Thanks for the replies all. I may just do that; Nicolas has little regard for the material I use. He'll just chew it up regardless, so I may just make him something out of an old sock and I'm sure he'll love it just as much.


----------



## Alethea (Jul 14, 2010)

I had the same problem, all of my hammocks have met their end because of the straps being chewed right from the bars. Now I have been using just a square piece of cloth, poked holes in the corners and used metal rings to hang it from the bars. It seems to prevent them from having that string of material to chew and it they chew around the metal rings, you can always poke another hole and hang it right back up.

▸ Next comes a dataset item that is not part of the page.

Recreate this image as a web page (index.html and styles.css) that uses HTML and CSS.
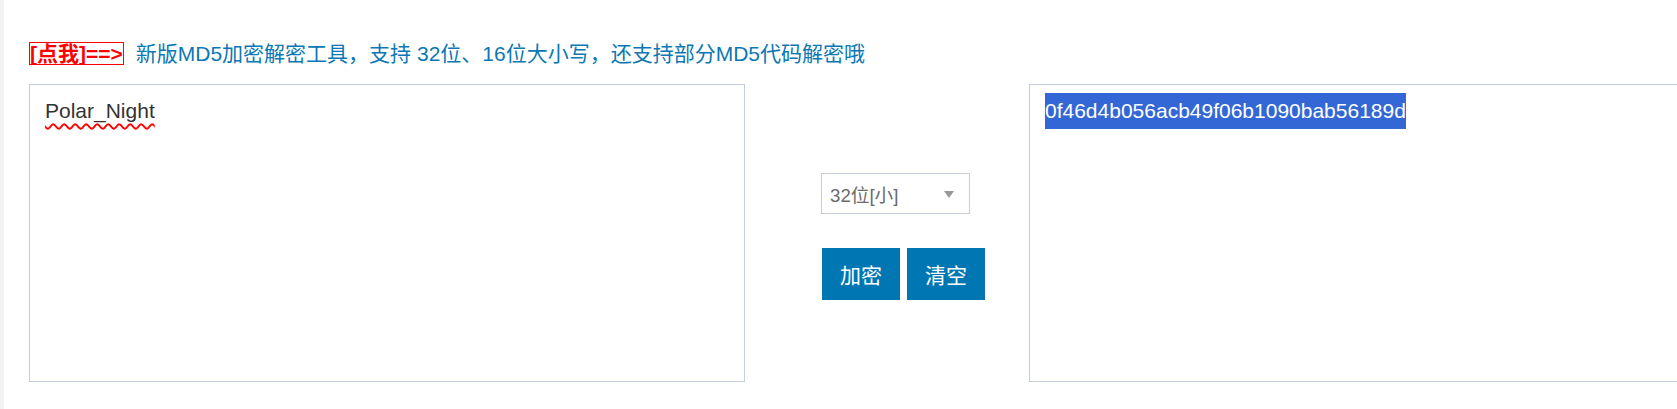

It is a pain paying $15 or more for a hammock to have it chewed down in the blink of an eye. And sewing the one I had didn't hold up for long with four girls swinging from it :3


----------



## begoodtoanimals (Dec 6, 2007)

Try this with a square piece of fleece. Clip the corners on secure with binder clips (no sewing required). There will be no straps drawing their interest. Is working well at my place!
http://www.officemax.com/office-supplies/clips-fasteners-rubberbands/bulldog-binder-clips


----------



## nsmj (Nov 26, 2010)

One of my girls also likes to chew off all the straps so I ended up cutting off the straps,poking holes in all the corners and attaching the hammock to the cage with metal shower hooks (from the dollar store) 
problem solved!


----------



## Alethea (Jul 14, 2010)

Tehe, that is what I just said nsmj  
It does work very well. Sometimes the metal rigns do not reach to all the bars, depending of the placement of the hammock, so I used plastic zip-ties to extend the hammocks reach. Personally, my ratties do not mess with the zip-ties because there is too much fun toys for them to play with ;3


----------